Dozens of organizations have signed on to Strive’s Seeding Success Collaborative Action Network, including the Boys & Girls Clubs of Greater Memphis, the Memphis Leadership Foundation, Teach For America, the mayor’s office and Literacy Mid-South. The state-run Achievement School District, which runs 15 schools in Memphis and plans to take over additional schools, is also one of Strive’s partners.

Strive is still looking to add on more community partners and organizations working on education in Memphis, Sturgis said. “This is not an initiative. It is fundamentally changing the way we work together.”

The district does not have a contract with Strive, said Stefani Everson, a district spokeswoman.

Keith Williams, the president of the Memphis-Shelby County Education Association, said, “while it is a worthy goal, it is very strange to me that it’s being led by these people, from outside the trained professionals already in the district.” The M-SCEA does not have an official stance on the goals.

Williams also wondered how the district’s goals for 2025 would affect students currently in school.

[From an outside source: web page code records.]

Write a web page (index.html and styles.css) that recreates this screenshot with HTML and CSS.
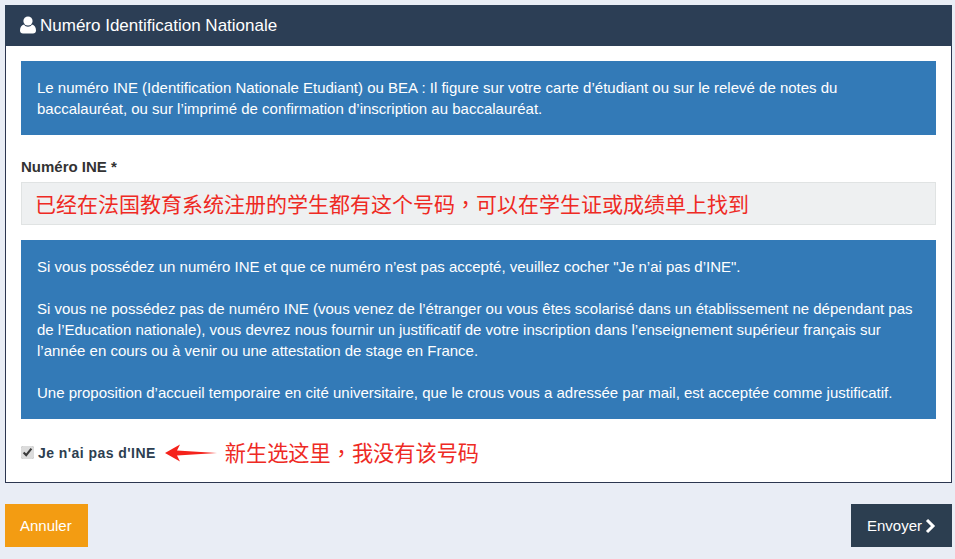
FILE: index.html
```html
<!DOCTYPE html>
<html>
<head>
  <meta charset="UTF-8">
  <title>Numéro Identification Nationale</title>
  <link rel="stylesheet" href="styles.css">
</head>
<body>
  <div class="panel">
    <div class="panel-head">
      <svg class="user-icon" viewBox="0 0 16 18" width="16" height="18">
        <circle cx="8" cy="5" r="4.6" fill="#fff"/>
        <path d="M4 8.5C5 10 6.400 10.700 8 10.700S11 10 12 8.500C14.500 9 16 11 16 14.500 16 16.500 14.800 17.500 13 17.500H3C1.200 17.500 0 16.500 0 14.500 0 11 1.500 9 4 8.500Z" fill="#fff"/>
      </svg>
      <span>Numéro Identification Nationale</span>
    </div>
    <div class="panel-body">
      <div class="info">
        Le numéro INE (Identification Nationale Etudiant) ou BEA : Il figure sur votre carte d’étudiant ou sur le relevé de notes du<br>
        baccalauréat, ou sur l’imprimé de confirmation d’inscription au baccalauréat.
      </div>
      <label class="field-label">Numéro INE *</label>
      <div class="field-input">已经在法国教育系统注册的学生都有这个号码，可以在学生证或成绩单上找到</div>
      <div class="info">
        <p>Si vous possédez un numéro INE et que ce numéro n’est pas accepté, veuillez cocher "Je n’ai pas d’INE".</p>
        <p>Si vous ne possédez pas de numéro INE (vous venez de l’étranger ou vous êtes scolarisé dans un établissement ne dépendant pas<br>
        de l’Education nationale), vous devrez nous fournir un justificatif de votre inscription dans l’enseignement supérieur français sur<br>
        l’année en cours ou à venir ou une attestation de stage en France.</p>
        <p>Une proposition d’accueil temporaire en cité universitaire, que le crous vous a adressée par mail, est acceptée comme justificatif.</p>
      </div>
      <div class="check-row">
        <input type="checkbox" class="check" checked>
        <span class="check-label">Je n'ai pas d'INE</span>
        <svg class="arrow" viewBox="0 0 52 18" width="52" height="18">
          <path d="M0 9 15 .5 12 6.500 52 9 12 11.500 15 17.500Z" fill="#f5221b"/>
        </svg>
        <span class="note">新生选这里，我没有该号码</span>
      </div>
    </div>
  </div>
  <div class="actions">
    <a class="btn btn-cancel">Annuler</a>
    <a class="btn btn-send">Envoyer
      <svg viewBox="0 0 11 16" width="11" height="16">
        <path d="M2 2 8 8 2 14" fill="none" stroke="#fff" stroke-width="3"/>
      </svg>
    </a>
  </div>
</body>
</html>
```

FILE: styles.css
```css
body {
  margin: 0;
  padding: 5px 3px 12px 5px;
  background: #e9edf5;
  font-family: "Liberation Sans", "Noto Sans CJK TC", sans-serif;
  font-size: 15px;
  line-height: 21px;
  color: #2c3e50;
}
.panel {
  border: 1px solid #2c3650;
  border-top: 0;
  background: #fff;
}
.panel-head {
  display: flex;
  align-items: center;
  gap: 4px;
  height: 41px;
  margin: 0 -1px;
  padding-left: 15px;
  background: #2c3e55;
  color: #fff;
  font-size: 17px;
}
.user-icon {
  margin-bottom: 2px;
}
.panel-body {
  padding: 15px 15px 7px;
}
.info {
  padding: 16px;
  background: #337ab7;
  color: #fff;
}
.info p {
  margin: 0 0 21px;
}
.info p:last-child {
  margin-bottom: 0;
}
.field-label {
  display: block;
  margin-top: 21px;
  margin-bottom: 5px;
  font-weight: bold;
  color: #333;
}
.field-input {
  box-sizing: border-box;
  height: 43px;
  margin-bottom: 15px;
  padding-left: 13px;
  border: 1px solid #e0e3e3;
  background: #eef0f1;
  color: #ee2a24;
  font-size: 21px;
  line-height: 43px;
}
.check-row {
  display: flex;
  align-items: center;
  height: 44px;
  margin-top: 12px;
}
.check {
  width: 13px;
  height: 13px;
  margin: 0 4px 2px 0;
  accent-color: #dcdcdc;
}
.check-label {
  font-size: 14px;
  font-weight: bold;
  letter-spacing: 0.45px;
}
.arrow {
  margin-left: 9px;
}
.note {
  margin-left: 8px;
  color: #ee2a24;
  font-size: 21.200px;
}
.actions {
  display: flex;
  justify-content: space-between;
  margin-top: 21px;
}
.btn {
  display: flex;
  align-items: center;
  gap: 3px;
  height: 43px;
  color: #fff;
}
.btn-cancel {
  padding: 0 16px 0 15px;
  background: #f39c12;
}
.btn-send {
  padding: 0 16px;
  background: #2c3e50;
}
```
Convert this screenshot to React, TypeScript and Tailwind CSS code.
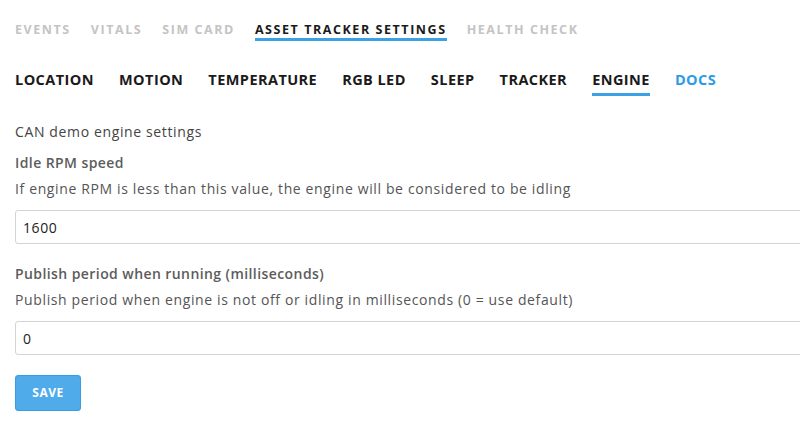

It is not clear what that the plan will look like. At several community meetings this May, Strive guided community members through a brainstorming session about what they thought the district should stop doing, what it should start doing, and what it’s already doing well.

Participants singled out the need for more guidance counselors, for continuing music education, and for more communication with families. Others suggested that the district stop promoting students who aren’t on grade level and to expand preschool options. One asked the district to stop paying for outside education consultants.

Sturgis told those gathered, “These goals are not just the responsibility of the district. this is a community effort and a community goal. You all are the first planners in this process to figure out how we get there.”